On July 3, 2023, the Centers for Medicare & Medicaid Services (“CMS”) issued Version 1.4 of the Self-Administration Toolkit for Workers’ Compensation Medicare Set-Aside Arrangements (WCMSAs) for WCMSAs approved by CMS. Version 1.3 was issued on October 10, 2019. The substantive revisions are detailed below. While limited, they are nonetheless important for those claimants self-administering WCMSAs.
The Table of Contents remains the same with no Sections added or deleted.
The first and most important change is in Section 1: Introduction addressing when Medicare will pay for costs related to a workers’ compensation claim. The Toolkit now provides “Medicare will pay those costs when your WCMSA is “appropriately exhausted” or “depleted.” “Appropriately” means you spent this money on what it is supposed to be used on, and “exhausted” means the money has all been spent.” In the Glossary (Section 14), “exhausted” and “depleted” have the same definition: “An account that has no money in it; it is used up.”
Section 4: Using the Account has two revisions. First, “to get a copy electronically” was removed following the link to the website providing the list of services covered and not covered by Medicare. Second, the last paragraph of the “What medical and prescription expenses can I pay for from this account?” has been changed to two sentences to avoid any misunderstanding regarding payments before and after the claimant is a Medicare beneficiary. The last paragraph now provides: “If you are not yet a Medicare beneficiary, pay all your WC-claim-related, Medicare-covered medical and prescription drug expenses from the account. When you become a Medicare beneficiary, continue to pay for WC claim-related expenses from the account until it is fully and appropriately exhausted.”
In Section 7: Keeping Records, the last sentence of the last paragraph now states Medicare may request “the register or other records” as proof that you are using the account correctly. The previous version did not identify specifically what documents CMS may request. While there is no definition of “register” in Section 7 or the Glossary (Section 14), presumably “register” refers to the “Transaction Record” mentioned earlier in Section 7. Section 13: Letters and Examples includes a sample transaction record.
In Section 8: Annual Attestation, the second paragraph changed the domain name to submit the yearly attestation to Medicare.gov from MyMedicare.gov. The Glossary definition of WCMSA Portal (WCMSAP) also includes this change.
Section 10: Inheritance removes the Medicare Regional Office (RO) from involvement with ensuring that all bills related to the WC claim have been paid following death of the beneficiary. Medicare’s Benefit Coordination & Recovery Center (BCRC) is now solely responsible for this task.
Section 12: Where to Get Help now lists one customer service line for assisting with the set up and administration of the WCSMA account rather than a link to a list of Medicare Regional Offices.
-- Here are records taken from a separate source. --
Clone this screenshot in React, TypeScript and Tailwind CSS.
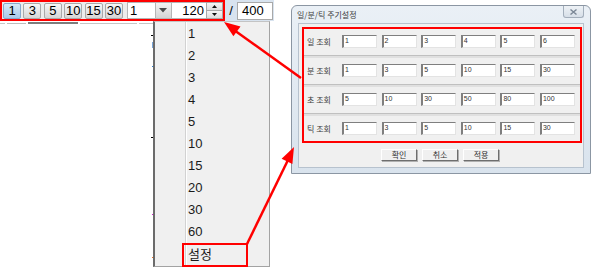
import React from "react";

const PERIODS = ["1", "3", "5", "10", "15", "30"];
const ITEMS = ["1", "2", "3", "4", "5", "10", "15", "20", "30", "60", "설정"];
const ROWS = [
  { label: "일 조회", values: ["1", "2", "3", "4", "5", "6"] },
  { label: "분 조회", values: ["1", "3", "5", "10", "15", "30"] },
  { label: "초 조회", values: ["5", "10", "30", "50", "80", "100"] },
  { label: "틱 조회", values: ["1", "3", "5", "10", "15", "30"] },
];

const LATIN = "font-['Liberation_Sans','Noto_Sans_CJK_KR',sans-serif]";
const KR = "font-['Noto_Sans_CJK_KR','Liberation_Sans',sans-serif]";

// ── toolbar ──
function PeriodButton({ label, active }: { label: string; active?: boolean }) {
  return (
    <div
      className={`flex h-[16px] w-[18px] items-center justify-center rounded-[2px] border text-[13px] leading-none text-black ${
        active
          ? "border-[#86a9cc] bg-gradient-to-b from-[#d6e8f8] to-[#a9cbea]"
          : "border-[#a9a9a9] bg-gradient-to-b from-[#f7f7f7] to-[#d6d6d6]"
      }`}
    >
      {label}
    </div>
  );
}

function Toolbar() {
  return (
    <div className={`flex h-[21px] items-stretch ${LATIN}`}>
      <div className="flex w-[225px] items-center border-2 border-[#ff0000] bg-[#ececec] pl-px">
        <div className="flex gap-[2.4px]">
          {PERIODS.map((p, i) => (
            <PeriodButton key={p} label={p} active={i === 0} />
          ))}
        </div>
        {/* combo */}
        <div className="ml-[4px] flex h-[17px] w-[28px] items-center border border-r-0 border-[#b5b5b5] bg-white pl-[2px] text-[13px] text-black">
          1
        </div>
        <div className="flex h-[17px] w-[17px] items-center justify-center border border-[#b5b5b5] bg-gradient-to-b from-[#f3f3f3] to-[#d4d4d4]">
          <svg width="8" height="5" viewBox="0 0 8 5">
            <polygon points="0,0 8,0 4,4.5" fill="#4a4a4a" />
          </svg>
        </div>
        {/* spin edit */}
        <div className="flex h-[17px] w-[34px] items-center justify-end border-y border-[#b5b5b5] bg-white pr-[2px] text-[13px] text-black">
          120
        </div>
        <div className="flex h-[17px] flex-1 flex-col">
          <div className="flex flex-1 items-center justify-center border border-[#a8a8a8] bg-gradient-to-b from-[#f5f5f5] to-[#dcdcdc]">
            <svg width="5" height="3" viewBox="0 0 5 3">
              <polygon points="2.5,0 5,3 0,3" fill="#111" />
            </svg>
          </div>
          <div className="flex flex-1 items-center justify-center border border-t-0 border-[#a8a8a8] bg-gradient-to-b from-[#f5f5f5] to-[#dcdcdc]">
            <svg width="5" height="3" viewBox="0 0 5 3">
              <polygon points="0,0 5,0 2.5,3" fill="#111" />
            </svg>
          </div>
        </div>
      </div>
      <div className="flex w-[12px] items-center justify-center bg-[#d8e3ef] text-[13px] text-black">/</div>
      <div className="flex items-center bg-[#d8e3ef] pr-px">
        <div className="flex h-[18px] w-[36px] items-center border border-[#a9a9a9] bg-white pl-[4px] text-[13px] text-black">
          400
        </div>
      </div>
    </div>
  );
}

function TabStrip() {
  return (
    <div className="flex h-[3px] items-end gap-[2px]">
      <div className="h-px w-[5px] bg-[#c8c8c8]" />
      <div className="h-px w-[19px] bg-[#bdbdbd]" />
      <div className="h-[2px] w-[50px] bg-[#7d7d7d]" />
      <div className="h-px w-[57px] bg-[#c6c6c6]" />
      <div className="h-px w-[14px] bg-[#c6c6c6]" />
    </div>
  );
}

// ── dropdown menu ──
function Dropdown() {
  return (
    <div className={`absolute left-[153px] top-[21px] flex h-[246px] w-[117px] border-l-2 border-r border-b border-t border-l-[#6b6b6b] border-r-[#a3a3a3] border-b-[#a3a3a3] border-t-[#c4c4c4] bg-[#f0f0f0] ${LATIN}`}>
      <div className="w-[30px]" />
      <div className="w-[2px] border-l border-r border-l-[#d2d2d2] border-r-white" />
      <div className="flex flex-col pl-[1px] pt-px">
        {ITEMS.map((it) => (
          <div
            key={it}
            className={`h-[22px] text-[13px] leading-[22px] text-[#1b1b1b] ${it === "설정" ? `${KR} text-[12px]` : ""}`}
          >
            {it}
          </div>
        ))}
      </div>
    </div>
  );
}

// ── dialog ──
function Field({ value }: { value: string }) {
  return (
    <div className={`flex h-[13px] w-[35px] items-start border border-l-2 border-t-[#7f7f7f] border-l-[#7f7f7f] border-r-[#e3e3e3] border-b-[#e3e3e3] bg-white pl-[1px] pt-[1px] text-[7px] leading-[8px] text-[#333] ${LATIN}`}>
      {value}
    </div>
  );
}

function DlgButton({ label }: { label: string }) {
  return (
    <div className="flex h-[12px] w-[36px] items-center justify-center border border-t-white border-l-white border-r-[#6e6e6e] border-b-[#6e6e6e] bg-[#f0f0f0] text-[8px] leading-none text-[#333] shadow-[1px_1px_0_#b0b0b0]">
      {label}
    </div>
  );
}

function Dialog() {
  return (
    <div className={`absolute left-[291px] top-[5px] flex h-[169px] w-[300px] flex-col rounded-t-[6px] border border-[#8b96a3] bg-gradient-to-b from-[#eaf0f6] to-[#d9e3ed] ${KR}`}>
      <div className="flex h-[17px] items-start justify-between">
        <div className="pl-[5px] pt-[4px] text-[8px] leading-[9px] text-[#3a3a3a]">일/분/틱 주기설정</div>
        <div className="mr-[6px] flex h-[12px] w-[21px] items-center justify-center rounded-b-[3px] border border-t-0 border-[#a3aebb] bg-gradient-to-b from-[#eef2f6] to-[#d7dfe8]">
          <svg width="7" height="6" viewBox="0 0 7 6">
            <path d="M0.5 0.5 L6.5 5.5 M6.5 0.5 L0.5 5.5" stroke="#7b8796" strokeWidth="1.4" fill="none" />
          </svg>
        </div>
      </div>
      <div className="mx-[6px] flex h-[145px] flex-col border border-[#b7c2ce] bg-[#f0f0f0] pl-[3px] pr-px pt-[3px]">
        <div className="flex h-[116px] flex-col border-2 border-[#ff0000]">
          {ROWS.map((row, i) => (
            <React.Fragment key={row.label}>
              <div className={`flex items-start pl-[3px] pt-[6px] ${i === 3 ? "h-[23px]" : "h-[26px]"}`}>
                <div className="flex h-[13px] w-[35px] items-center text-[8px] leading-none text-[#3a3a3a]">{row.label}</div>
                <div className="flex gap-[4.6px]">
                  {row.values.map((v, j) => (
                    <Field key={j} value={v} />
                  ))}
                </div>
              </div>
              {i < 3 && <div className="h-[3px] border-t border-[#c0c0c0] bg-[#e0e0e0]" />}
            </React.Fragment>
          ))}
        </div>
        <div className="mt-[6px] flex justify-center gap-[5px] pr-[4px]">
          <DlgButton label="확인" />
          <DlgButton label="취소" />
          <DlgButton label="적용" />
        </div>
      </div>
    </div>
  );
}

// ── annotation arrows ──
function Arrows() {
  return (
    <svg className="pointer-events-none absolute left-0 top-0" width="600" height="269" viewBox="0 0 600 269">
      <line x1="301" y1="78" x2="234" y2="30" stroke="#ff0000" strokeWidth="2.5" />
      <polygon points="224,22 240.5,26.5 233.4,36.2" fill="#ff0000" />
      <line x1="247" y1="244" x2="288" y2="160" stroke="#ff0000" strokeWidth="2.5" />
      <polygon points="294,147 292.4,164 281.6,158.8" fill="#ff0000" />
    </svg>
  );
}

export default function App() {
  return (
    <div className="relative h-[269px] w-[600px] overflow-hidden bg-white">
      <Toolbar />
      <TabStrip />

      {/* chart bits peeking out beside the menu */}
      <div className="absolute left-[151px] top-[35px] h-px w-[2px] bg-black" />
      <div className="absolute left-[152px] top-[42px] h-[6px] w-px bg-[#7aa6d8]" />
      <div className="absolute left-[152px] top-[66px] h-px w-px bg-[#2f7fd0]" />
      <div className="absolute left-[151px] top-[137px] h-px w-[2px] bg-black" />
      <div className="absolute left-[152px] top-[214px] h-px w-px bg-[#d020d0]" />
      <div className="absolute left-[152px] top-[257px] h-px w-px bg-[#f07020]" />

      <Dropdown />
      <div className="absolute left-[182px] top-[243px] h-[24px] w-[66px] border-2 border-[#ff0000]" />
      <Dialog />
      <Arrows />
    </div>
  );
}
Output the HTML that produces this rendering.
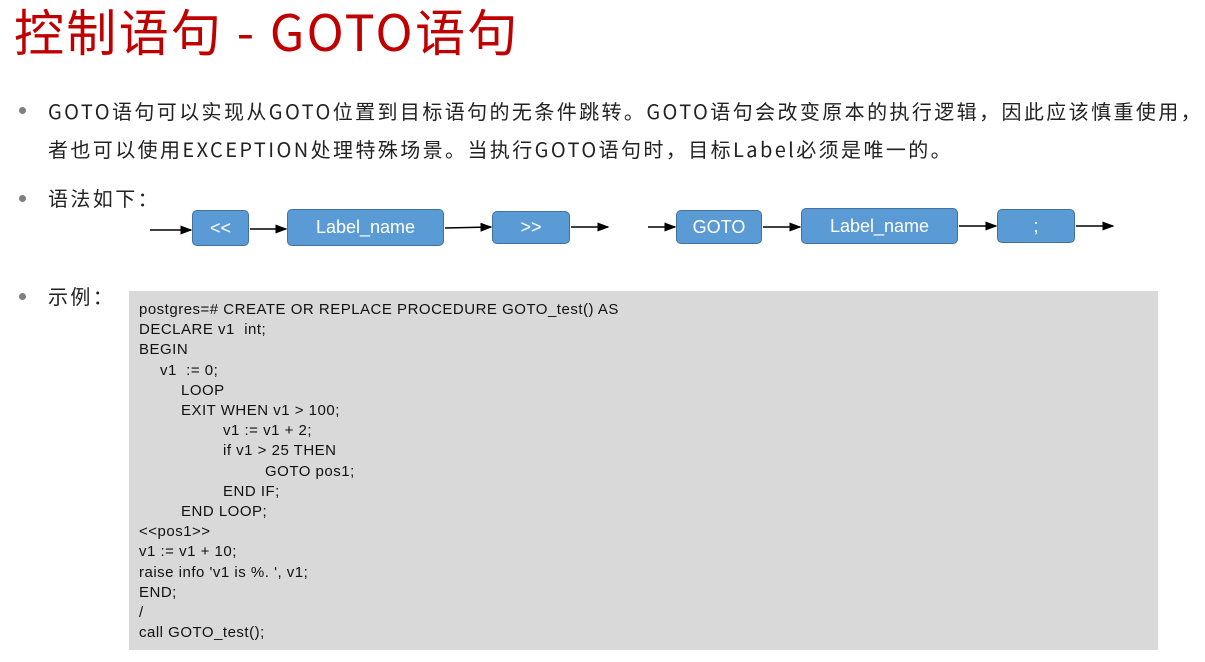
<!DOCTYPE html>
<html><head><meta charset="utf-8"><style>
*{margin:0;padding:0;box-sizing:border-box}
body{width:1205px;height:662px;background:#fff;position:relative;overflow:hidden;font-family:"Liberation Sans","Noto Sans CJK SC",sans-serif;color:#222}
.a{position:absolute;white-space:nowrap}
.t{left:14px;top:-6px;font-size:50px;letter-spacing:2.3px;color:#c00000;font-family:"Noto Sans CJK SC","Liberation Sans",sans-serif;font-weight:400}
.b{font-size:20px;line-height:24px;letter-spacing:2.4px;font-family:"Noto Sans CJK SC","Liberation Sans",sans-serif}
.dot{position:absolute;width:7px;height:7px;border-radius:50%;background:#7f7f7f;left:19px}
.box{position:absolute;background:#5b9bd5;border:1px solid #41719c;border-radius:5px;color:#fff;font-size:18px;display:flex;align-items:center;justify-content:center}
.code{position:absolute;left:129px;top:291px;width:1029px;height:359px;background:#d9d9d9}
.code .in{position:absolute;left:10px;top:9px;font-family:"Liberation Sans",sans-serif;font-size:15px;line-height:20.2px;letter-spacing:0.5px;color:#111;white-space:pre}
</style></head><body>
<div class="a t">控制语句 - GOTO语句</div>
<div class="dot" style="top:107px"></div>
<div class="a b" style="left:48px;top:99px">GOTO语句可以实现从GOTO位置到目标语句的无条件跳转。GOTO语句会改变原本的执行逻辑，因此应该慎重使用，</div>
<div class="a b" style="left:48px;top:137px">者也可以使用EXCEPTION处理特殊场景。当执行GOTO语句时，目标Label必须是唯一的。</div>
<div class="dot" style="top:195px"></div>
<div class="a b" style="left:48px;top:186px">语法如下：</div>
<div class="dot" style="top:293px"></div>
<div class="a b" style="left:48px;top:284px">示例：</div>
<svg class="a" style="left:0;top:0" width="1205" height="300">
<defs><marker id="m" markerWidth="8" markerHeight="8" refX="7" refY="4" orient="auto"><path d="M0,1 L8,4 L0,7z" fill="#000"/></marker></defs>
<g stroke="#000" stroke-width="1.5" marker-end="url(#m)">
<line x1="150" y1="230" x2="191" y2="230"/>
<line x1="250" y1="229" x2="286" y2="229"/>
<line x1="445" y1="228" x2="491" y2="227"/>
<line x1="571" y1="227" x2="608" y2="227"/>
<line x1="648" y1="227" x2="675" y2="227"/>
<line x1="763" y1="227" x2="800" y2="227"/>
<line x1="959" y1="226" x2="996" y2="226"/>
<line x1="1076" y1="226" x2="1113" y2="226"/>
</g></svg>
<div class="box" style="left:192px;top:210px;width:57px;height:36px">&lt;&lt;</div>
<div class="box" style="left:287px;top:209px;width:157px;height:37px">Label_name</div>
<div class="box" style="left:492px;top:211px;width:78px;height:33px">&gt;&gt;</div>
<div class="box" style="left:676px;top:210px;width:86px;height:34px">GOTO</div>
<div class="box" style="left:801px;top:208px;width:157px;height:36px">Label_name</div>
<div class="box" style="left:997px;top:209px;width:78px;height:34px">;</div>
<div class="code"><div class="in"><div>postgres=# CREATE OR REPLACE PROCEDURE GOTO_test() AS</div><div>DECLARE v1  int;</div><div>BEGIN</div><div style="padding-left:21px">v1  := 0;</div><div style="padding-left:42px">LOOP</div><div style="padding-left:42px">EXIT WHEN v1 &gt; 100;</div><div style="padding-left:84px">v1 := v1 + 2;</div><div style="padding-left:84px">if v1 &gt; 25 THEN</div><div style="padding-left:126px">GOTO pos1;</div><div style="padding-left:84px">END IF;</div><div style="padding-left:42px">END LOOP;</div><div>&lt;&lt;pos1&gt;&gt;</div><div>v1 := v1 + 10;</div><div>raise info 'v1 is %. ', v1;</div><div>END;</div><div>/</div><div>call GOTO_test();</div></div></div>
</body></html>
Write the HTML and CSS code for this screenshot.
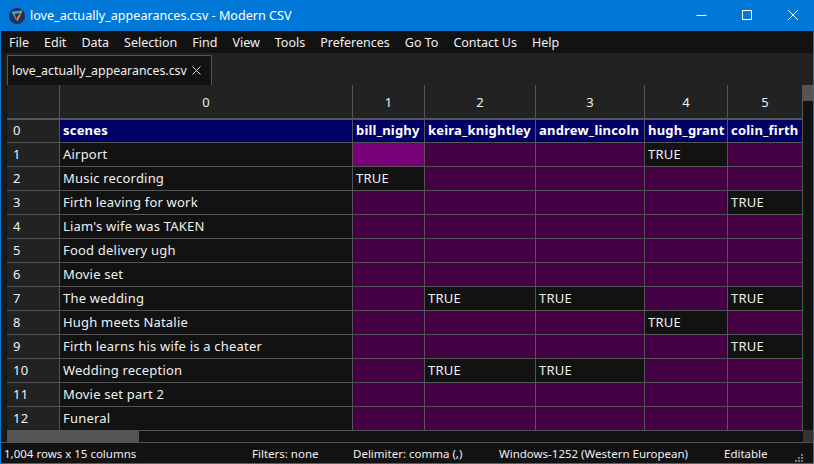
FILE: index.html
```html
<!DOCTYPE html>
<html lang="en">
<head>
    <meta charset="UTF-8">
    <title>love_actually_appearances.csv - Modern CSV</title>
    <link rel="stylesheet" href="styles.css">
</head>
<body>
    <div class="window">
        <div class="title-bar">
            <svg class="app-icon" width="16" height="16" viewBox="0 0 16 16">
                <circle cx="8" cy="8" r="8" fill="#2b2b5c"/>
                <path d="M2.4 3.8 L13.6 2.6 L11.6 5 L5.6 5.8 L8 13.8 Z" fill="#35b4c4"/>
                <path d="M13.8 2.6 L8.4 13.6 L7.4 10.6 L11.2 5 Z" fill="#f08a24"/>
            </svg>
            <div class="title-text">love_actually_appearances.csv - Modern CSV</div>
            <div class="win-buttons">
                <svg class="win-btn" width="46" height="31" viewBox="0 0 46 31"><path d="M20.5 15.5 H30.5" stroke="#fff" stroke-width="1"/></svg>
                <svg class="win-btn" width="46" height="31" viewBox="0 0 46 31"><rect x="20.5" y="10.5" width="9" height="9" fill="none" stroke="#fff" stroke-width="1"/></svg>
                <svg class="win-btn" width="46" height="31" viewBox="0 0 46 31"><path d="M20 10 L30 20 M30 10 L20 20" stroke="#fff" stroke-width="1"/></svg>
            </div>
        </div>

        <div class="menu-bar">
            <div class="menu-item">File</div>
            <div class="menu-item">Edit</div>
            <div class="menu-item">Data</div>
            <div class="menu-item">Selection</div>
            <div class="menu-item">Find</div>
            <div class="menu-item">View</div>
            <div class="menu-item">Tools</div>
            <div class="menu-item">Preferences</div>
            <div class="menu-item">Go To</div>
            <div class="menu-item">Contact Us</div>
            <div class="menu-item">Help</div>
        </div>

        <div class="workspace">
            <div class="dock-handle"></div>
            <div class="doc">
                <div class="tab-bar">
                    <div class="tab">
                        <span>love_actually_appearances.csv</span>
                        <svg width="9" height="9" viewBox="0 0 9 9"><path d="M0.5 0.5 L8.5 8.5 M8.5 0.5 L0.5 8.5" stroke="#ddd" stroke-width="1"/></svg>
                    </div>
                </div>
                <div class="sheet">
                    <div class="sheet-main">
                        <table class="grid">
                            <colgroup>
                                <col class="c-head"><col class="c0"><col class="c1"><col class="c2"><col class="c3"><col class="c4"><col class="c5">
                            </colgroup>
                            <tr class="col-heads">
                                <th></th><th>0</th><th>1</th><th>2</th><th>3</th><th>4</th><th>5</th>
                            </tr>
                            <tr class="names">
                                <th>0</th><td>scenes</td><td>bill_nighy</td><td>keira_knightley</td><td>andrew_lincoln</td><td>hugh_grant</td><td>colin_firth</td>
                            </tr>
                            <tr><th>1</th><td>Airport</td><td class="current"></td><td class="no"></td><td class="no"></td><td>TRUE</td><td class="no"></td></tr>
                            <tr><th>2</th><td>Music recording</td><td>TRUE</td><td class="no"></td><td class="no"></td><td class="no"></td><td class="no"></td></tr>
                            <tr><th>3</th><td>Firth leaving for work</td><td class="no"></td><td class="no"></td><td class="no"></td><td class="no"></td><td>TRUE</td></tr>
                            <tr><th>4</th><td>Liam's wife was TAKEN</td><td class="no"></td><td class="no"></td><td class="no"></td><td class="no"></td><td class="no"></td></tr>
                            <tr><th>5</th><td>Food delivery ugh</td><td class="no"></td><td class="no"></td><td class="no"></td><td class="no"></td><td class="no"></td></tr>
                            <tr><th>6</th><td>Movie set</td><td class="no"></td><td class="no"></td><td class="no"></td><td class="no"></td><td class="no"></td></tr>
                            <tr><th>7</th><td>The wedding</td><td class="no"></td><td>TRUE</td><td>TRUE</td><td class="no"></td><td>TRUE</td></tr>
                            <tr><th>8</th><td>Hugh meets Natalie</td><td class="no"></td><td class="no"></td><td class="no"></td><td>TRUE</td><td class="no"></td></tr>
                            <tr><th>9</th><td>Firth learns his wife is a cheater</td><td class="no"></td><td class="no"></td><td class="no"></td><td class="no"></td><td>TRUE</td></tr>
                            <tr><th>10</th><td>Wedding reception</td><td class="no"></td><td>TRUE</td><td>TRUE</td><td class="no"></td><td class="no"></td></tr>
                            <tr><th>11</th><td>Movie set part 2</td><td class="no"></td><td class="no"></td><td class="no"></td><td class="no"></td><td class="no"></td></tr>
                            <tr><th>12</th><td>Funeral</td><td class="no"></td><td class="no"></td><td class="no"></td><td class="no"></td><td class="no"></td></tr>
                        </table>
                        <div class="h-scroll"><div class="h-thumb"></div></div>
                    </div>
                    <div class="v-scroll">
                        <div class="v-thumb"></div>
                        <div class="v-track"></div>
                        <div class="corner"></div>
                    </div>
                </div>
            </div>
        </div>

        <div class="status-bar">
            <div class="status-rows">1,004 rows x 15 columns</div>
            <div class="status-filters">Filters: none</div>
            <div class="status-delim">Delimiter: comma (,)</div>
            <div class="status-enc">Windows-1252 (Western European)</div>
            <div class="status-edit">Editable</div>
            <svg class="grip" width="10" height="10" viewBox="0 0 10 10">
                <path d="M7 1h2v2H7z M4 4h2v2H4z M7 4h2v2H7z M1 7h2v2H1z M4 7h2v2H4z M7 7h2v2H7z" fill="#777"/>
            </svg>
        </div>
    </div>
</body>
</html>
```

FILE: styles.css
```css
* {
    margin: 0;
    padding: 0;
    box-sizing: border-box;
}

body {
    background-color: #121212;
    color: #f0f0f0;
    font-family: 'Noto Sans', 'Open Sans', sans-serif;
    font-size: 12px;
    overflow: hidden;
}

.window {
    display: flex;
    flex-direction: column;
    width: 814px;
    height: 464px;
    border-left: 1px solid #0078d7;
    border-right: 1px solid #0078d7;
    border-bottom: 1px solid #0078d7;
    background-color: #121212;
}

.title-bar {
    display: flex;
    align-items: center;
    height: 31px;
    margin: 0 -1px;
    padding-left: 9px;
    background-color: #0078d7;
    color: white;
}

.app-icon {
    margin-right: 5px;
}

.title-text {
    flex: 1;
    font-size: 12.6px;
}

.win-buttons {
    display: flex;
}

.win-btn {
    display: block;
}

.menu-bar {
    display: flex;
    align-items: center;
    height: 22px;
    padding-left: 0.5px;
    background-color: #121212;
}

.menu-item {
    padding: 0 7.5px;
    font-size: 12.5px;
}

.workspace {
    display: flex;
    flex: 1;
    min-height: 0;
}

.dock-handle {
    width: 5px;
    background-color: #1a1a1a;
    background-image: radial-gradient(#4a4a4a 0.6px, transparent 0.7px);
    background-size: 2px 2px;
}

.doc {
    flex: 1;
    display: flex;
    flex-direction: column;
    min-width: 0;
}

.tab-bar {
    height: 32px;
    padding: 2px 0 0 1px;
    background-color: #222;
}

.tab {
    display: flex;
    align-items: center;
    gap: 5px;
    width: 205px;
    height: 30px;
    padding-left: 4px;
    background-color: #121212;
    border: 1px solid #555;
    border-bottom: none;
    font-size: 12.35px;
    white-space: nowrap;
}

.sheet {
    display: flex;
    flex: 1;
    min-height: 0;
}

.sheet-main {
    width: 797px;
}

.grid {
    table-layout: fixed;
    width: 796px;
    border-collapse: separate;
    border-spacing: 0;
    margin-left: 1px;
    background-color: #121212;
}

.c-head { width: 53px; }
.c0 { width: 293px; }
.c1 { width: 72px; }
.c2 { width: 111px; }
.c3 { width: 109px; }
.c4 { width: 83px; }
.c5 { width: 75px; }

.grid th,
.grid td {
    height: 24px;
    padding: 0 0 2px 3px;
    border-right: 1px solid #555;
    border-bottom: 1px solid #555;
    font-size: 13px;
    font-weight: normal;
    letter-spacing: 0.2px;
    text-align: left;
    white-space: nowrap;
    overflow: hidden;
}

.grid th {
    background-color: #222;
    padding-left: 6px;
}

.grid .col-heads th {
    height: 35px;
    padding: 0 3px;
    border-bottom-width: 2px;
    text-align: center;
}

.names th,
.names td {
    height: 23px;
}

.names td {
    background-color: #000066;
    color: white;
    font-weight: bold;
}

.grid td.no {
    background-color: #430043;
}

.grid td.current {
    background-color: #7a007a;
}

.h-scroll {
    height: 12px;
    background-color: #121212;
}

.h-thumb {
    width: 132px;
    height: 12px;
    margin-left: 1px;
    background-color: #555;
}

.v-scroll {
    display: flex;
    flex-direction: column;
    flex: 1;
}

.v-thumb {
    height: 16px;
    background-color: #555;
}

.v-track {
    flex: 1;
    background-color: #121212;
}

.corner {
    height: 12px;
    background-color: #333;
    background-image: radial-gradient(#555 0.6px, transparent 0.7px);
    background-size: 2px 2px;
}

.status-bar {
    display: flex;
    align-items: center;
    height: 21px;
    border-top: 1px solid #555;
    padding-left: 3px;
    font-size: 11.5px;
    white-space: nowrap;
}

.status-rows { width: 248px; }
.status-filters { width: 101px; }
.status-delim { width: 146px; }
.status-enc { width: 225px; }
.status-edit { width: 70px; }

.grip {
    margin-top: 9px;
}
```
Proper self-administration of a WCMSA, whether approved by CMS or not, is critical to a seamless transition to Medicare coverage for work injury related treatment when the WCMSA funds are used up completely or until the next deposit is made. Staying informed of changes in CMS guidance regarding self-administration of WCMSA accounts is the best way for self-administrators to avoid running afoul of CMS requirements and risking loss of Medicare benefits for work injury related treatment.